Ethical Challenges in Biomarker‐Driven Drug Development
The principle of beneficence requires that all experiments with human subjects have a favorable risk/benefit balance. This principle is fundamental to the precision medicine movement, which aims to redefine disease in terms of particular biomarker signatures. By studying how to tailor treatments to biomarker‐defined patient populations, precision medicine can improve the overall risk/benefit profile of research—study participants will be more likely to benefit, the results of research will be more applicable to the relevant clinical populations, and the biomarker‐negative patients can be spared the burdens of ineffective treatments.
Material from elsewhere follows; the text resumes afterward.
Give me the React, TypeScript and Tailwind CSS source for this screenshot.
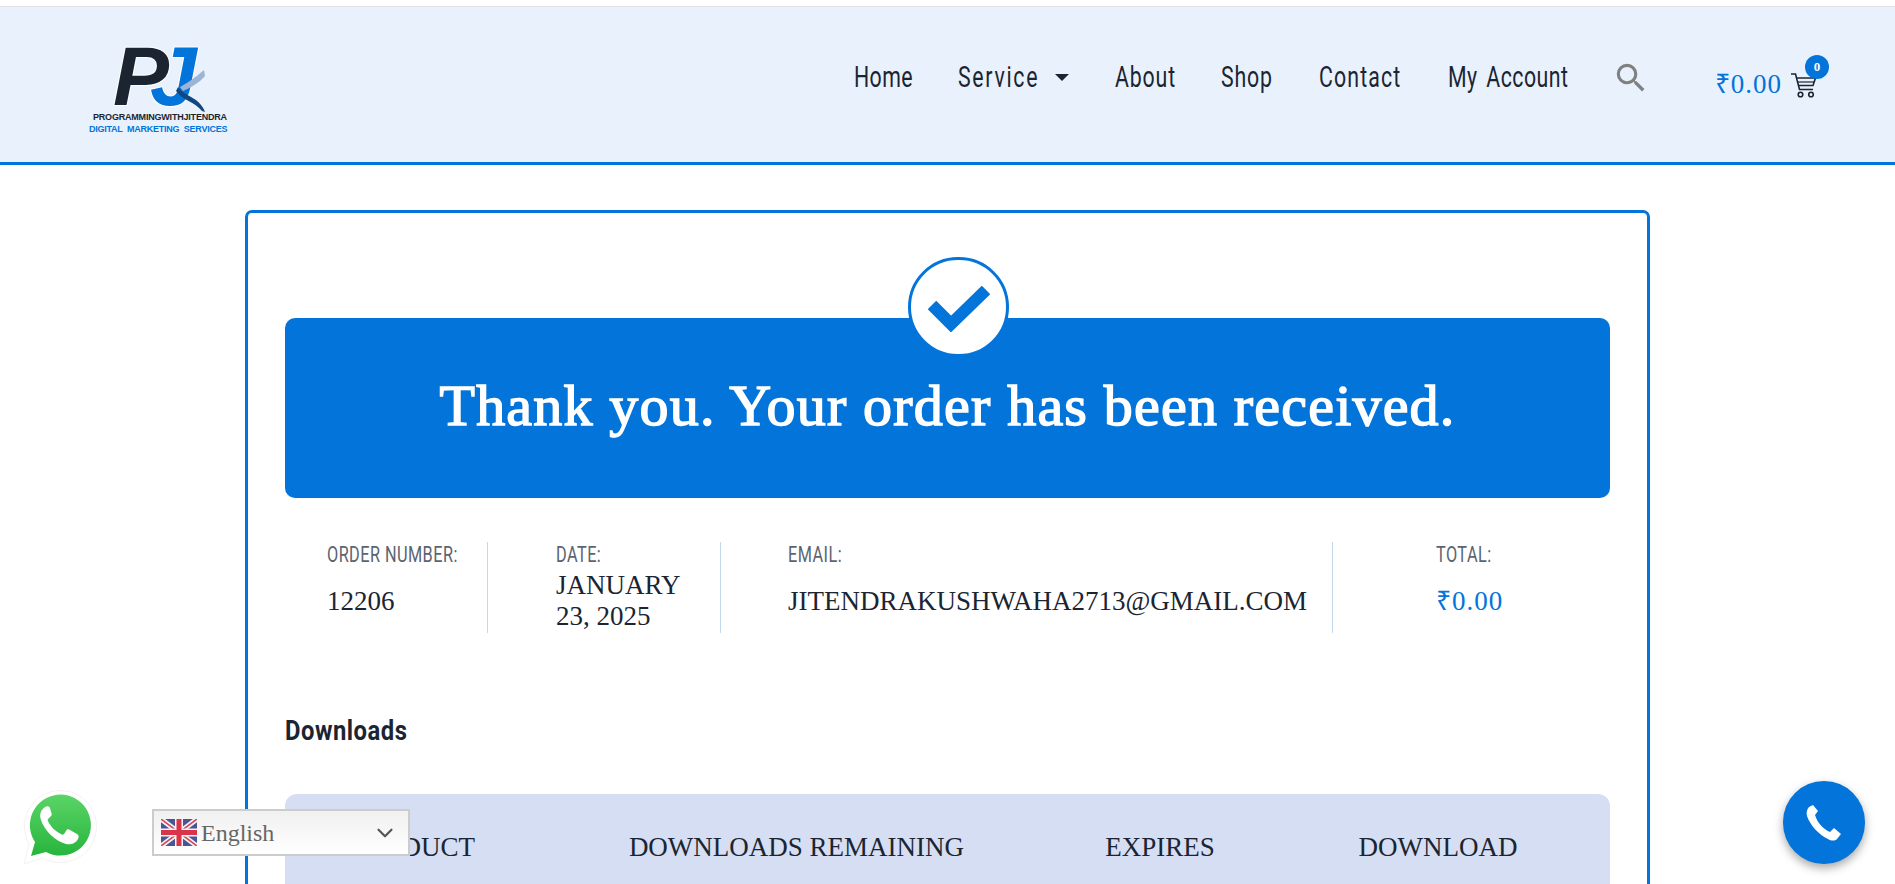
import React from 'react';
import { ChevronDown } from 'lucide-react';
import { MdSearch } from 'react-icons/md';

const navItems = [
  { name: 'Home', width: 'w-[58px]', track: 'tracking-[0.6px]' },
  { name: 'Service', width: 'w-[82px]', track: 'tracking-[2.4px]' },
  { name: 'About', width: 'w-[60px]', track: 'tracking-[1.2px]' },
  { name: 'Shop', width: 'w-[52px]', track: 'tracking-[1.2px]' },
  { name: 'Contact', width: 'w-[83px]', track: 'tracking-[1.6px]' },
  { name: 'My Account', width: 'w-[121px]', track: 'tracking-[0.7px]' },
];

const stats = [
  { label: 'ORDER NUMBER:', value: '12206', cell: 'w-[202px] pl-[42px]', blue: false },
  { label: 'DATE:', value: 'JANUARY 23, 2025', cell: 'w-[233px] pl-[68px] pr-[32px] border-l', blue: false },
  { label: 'EMAIL:', value: 'JITENDRAKUSHWAHA2713@GMAIL.COM', cell: 'w-[612px] pl-[67px] border-l', blue: false },
  { label: 'TOTAL:', value: '₹0.00', cell: 'flex-1 pl-[103px] border-l', blue: true },
];

// la fuente condensada no existe aqui, se estrecha Roboto
const Narrow = ({ width, track, children }: { width: string; track: string; children: React.ReactNode }) => (
  <span className={`inline-block ${width} ${track} whitespace-nowrap [word-spacing:4px]`}>
    <span className="inline-block origin-left scale-x-[0.71]">{children}</span>
  </span>
);

const Logo = () => (
  <div className="relative w-[140px] h-[92px]">
    <svg viewBox="0 0 140 66" className="absolute left-0 top-0 w-[140px] h-[66px] overflow-visible">
      <text x="24" y="60" fontFamily="Liberation Sans" fontWeight="700" fontStyle="italic" fontSize="84" stroke="#ffffff" strokeWidth="2" paintOrder="stroke">
        <tspan fill="#1b2532">P</tspan>
        <tspan fill="#0274da" dx="-19">J</tspan>
      </text>
      <path d="M91 42c7-4 15-9 24-17l1 6c-6 7-15 12-22 15z" fill="#9db4d6" />
      <path d="M89 42c5 9 22 10 27 25l-3-1c-7-9-20-11-26-20z" fill="#13457f" />
    </svg>
    <div className="absolute left-[4px] top-[67px] whitespace-nowrap font-['Liberation_Sans'] text-[9px] leading-[11px] font-bold text-[#1b2532] tracking-[-0.2px]">PROGRAMMINGWITHJITENDRA</div>
    <div className="absolute left-0 top-[79px] whitespace-nowrap font-['Liberation_Sans'] text-[9px] leading-[11px] font-bold text-[#0274da] tracking-[-0.25px]">DIGITAL&nbsp; MARKETING&nbsp; SERVICES</div>
  </div>
);

const UkFlag = () => (
  <svg viewBox="0 0 36 27" className="w-[36px] h-[27px] shrink-0">
    <rect width="36" height="27" fill="#4a5694" />
    <path d="M0 0L36 27M36 0L0 27" stroke="#f3f3f3" strokeWidth="5" />
    <path d="M0 0L36 27M36 0L0 27" stroke="#d8455a" strokeWidth="1.6" />
    <path d="M18 0V27M0 13.5H36" stroke="#f3f3f3" strokeWidth="8" />
    <path d="M18 0V27M0 13.5H36" stroke="#d8344a" strokeWidth="5" />
  </svg>
);

const WhatsApp = () => (
  <svg viewBox="0 0 74 74" className="w-[74px] h-[74px]">
    <defs>
      <linearGradient id="wa" x1="0" y1="0" x2="0" y2="1">
        <stop offset="0" stopColor="#5bd467" />
        <stop offset="1" stopColor="#27b53c" />
      </linearGradient>
    </defs>
    <path d="M1 74l5-20A36 36 0 1 1 20 68z" fill="#ffffff" stroke="#f2f2f2" strokeWidth="1" />
    <path d="M8 66l4-14A30.5 30.5 0 1 1 23 62z" fill="url(#wa)" />
    <path d="M27 18c-1-2-3-2-5-1-4 3-6 7-4 13 3 10 14 21 25 24 6 1 10-1 12-5 1-2 1-4-1-5l-7-4c-2-1-3-1-4 1l-2 3c-1 1-2 1-3 0-5-2-11-8-13-13-1-1 0-2 1-3l2-2c1-1 1-2 0-4z" fill="#ffffff" />
  </svg>
);

const CartIcon = () => (
  <svg viewBox="0 0 28 28" className="w-[28px] h-[28px]">
    <path d="M1 3h4.500l4 15.500h13.500" fill="none" stroke="#1b2532" strokeWidth="1.6" />
    <path d="M6.500 7h19l-2.500 7.500h-14.500" fill="none" stroke="#1b2532" strokeWidth="1.6" />
    <path d="M8 11h16" stroke="#1b2532" strokeWidth="1.2" />
    <circle cx="10.500" cy="23.500" r="2.300" fill="none" stroke="#1b2532" strokeWidth="1.600" />
    <circle cx="21" cy="23.500" r="2.300" fill="none" stroke="#1b2532" strokeWidth="1.600" />
  </svg>
);

export default function App() {
  return (
    <div className="relative h-screen overflow-hidden bg-white font-['Liberation_Serif',serif]">
      {/* Cabecera */}
      <div className="h-[7px] border-b border-[#e2e2e2]"></div>
      <header className="h-[158px] bg-[#e9f2fc] border-b-[3px] border-[#0274da] flex items-center pl-[89px] pr-[77px]">
        <div className="mt-[13px]"><Logo /></div>
        <nav className="ml-auto flex items-center gap-[46px] mb-[15px] font-['Roboto',sans-serif] text-[30px] leading-[36px] text-[#1b2532]">
          {navItems.map((item) => (
            <span key={item.name} className="flex items-center">
              <Narrow width={item.width} track={item.track}>{item.name}</Narrow>
              {item.name === 'Service' && (
                <span className="ml-[15px] w-0 h-0 border-x-[7px] border-x-transparent border-t-[7px] border-t-[#1b2532]"></span>
              )}
            </span>
          ))}
        </nav>
        <MdSearch className="ml-[43px] mb-[14px] text-[38px] text-[#808080]" />
        <div className="ml-[65px] text-[27px] tracking-[1px] text-[#0274da] whitespace-nowrap">₹0.00</div>
        <div className="relative ml-[8px]">
          <CartIcon />
          <span className="absolute -right-[11px] -top-[16px] w-[24px] h-[24px] rounded-full bg-[#0274da] text-white text-[13px] font-bold flex items-center justify-center">0</span>
        </div>
      </header>

      {/* Tarjeta del pedido */}
      <main className="mt-[45px] ml-[245px] w-[1405px] rounded-[7px] border-[3px] border-[#0274da] px-[37px] pt-[105px] h-[800px]">
        <div className="relative h-[180px] rounded-[10px] bg-[#0274da] flex items-center justify-center pb-[5px]">
          <div className="absolute left-[623px] -top-[61px] w-[101px] h-[100px] rounded-full bg-white border-[3px] border-[#0274da] flex items-center justify-center">
            <svg viewBox="0 0 62 46" className="w-[62px] h-[46px] mt-[3px]">
              <path d="M4 19L23 38L58 4" fill="none" stroke="#0274da" strokeWidth="12" strokeLinejoin="miter" />
            </svg>
          </div>
          <h1 className="text-[58px] leading-none text-white whitespace-nowrap tracking-[1.2px] [-webkit-text-stroke:1.5px_white]">Thank you. Your order has been received.</h1>
        </div>

        <div className="mt-[44px] flex h-[91px]">
          {stats.map((s) => (
            <div key={s.label} className={`${s.cell} border-[#c3d9ee] flex flex-col`}>
              <div className="pt-[1px] font-['Roboto',sans-serif] text-[22px] leading-[24px] tracking-[0.6px] text-[#5c6470] whitespace-nowrap">
                <span className="inline-block origin-left scale-x-[0.74]">{s.label}</span>
              </div>
              <div className={`flex-1 flex items-center pt-[2px] text-[27px] leading-[31px] ${s.blue ? 'text-[#0274da] tracking-[1px]' : 'text-[#1b2532]'}`}>
                <span className={s.label === 'EMAIL:' ? 'whitespace-nowrap' : ''}>{s.value}</span>
              </div>
            </div>
          ))}
        </div>

        <h2 className="mt-[80px] font-['Roboto',sans-serif] text-[28px] leading-[36px] font-bold text-[#1b2532] tracking-[0.6px] whitespace-nowrap">
          <span className="inline-block origin-left scale-x-[0.85]">Downloads</span>
        </h2>

        <div className="mt-[45px] rounded-t-[12px] bg-[#d5def2] h-[200px] grid grid-cols-[254px_515px_212px_344px] pt-[37px] text-[27px] leading-[32px] text-[#1b2532] text-center">
          <div>PRODUCT</div>
          <div>DOWNLOADS REMAINING</div>
          <div>EXPIRES</div>
          <div>DOWNLOAD</div>
        </div>
      </main>

      {/* Flotantes */}
      <div className="fixed left-[23px] top-[790px]"><WhatsApp /></div>
      <div className="fixed left-[152px] top-[809px] w-[258px] h-[47px] border-2 border-[#cccccc] bg-gradient-to-b from-[#f0f0f0] to-white flex items-center pl-[7px] pr-[10px]">
        <UkFlag />
        <span className="ml-[4px] text-[24px] text-[#666666]">English</span>
        <ChevronDown className="ml-auto w-[26px] h-[26px] text-[#555555]" strokeWidth={2} />
      </div>
      <div className="fixed left-[1783px] top-[781px] w-[82px] h-[83px] rounded-full bg-[#0274da] shadow-[0_4px_10px_rgba(0,0,0,0.35)] flex items-center justify-center">
        <svg viewBox="0 0 40 40" className="w-[40px] h-[40px]">
          <path d="M9 2l5 6-3 4c2 7 8 14 15 17l4-4 7 6-4 5c-2 2-6 2-9 0C15 32 6 22 3 13 2 10 3 6 5 4z" fill="#ffffff" />
        </svg>
      </div>
    </div>
  );
}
Yet some commentators have argued that the research investment required to realize these benefits from precision medicine could do far more good—i.e., better express beneficence—if it were put toward research and translation of public health interventions.4
The principle of justice requires that the burdens and benefits of research should be distributed equally across society, and that those who participate in research—and thereby contribute to the advancement of knowledge—should have access to the fruits of this labor. Some commentators have argued that as biomarkers are used to “salami slice” patient populations into smaller and smaller groups, the costs of therapies targeted to these groups is likely to rise considerably.5 If this is correct, and the predictable result of biomarker research is higher drug costs, which will restrict future patients' access to the benefits of the research, then this research activity itself may be unjust.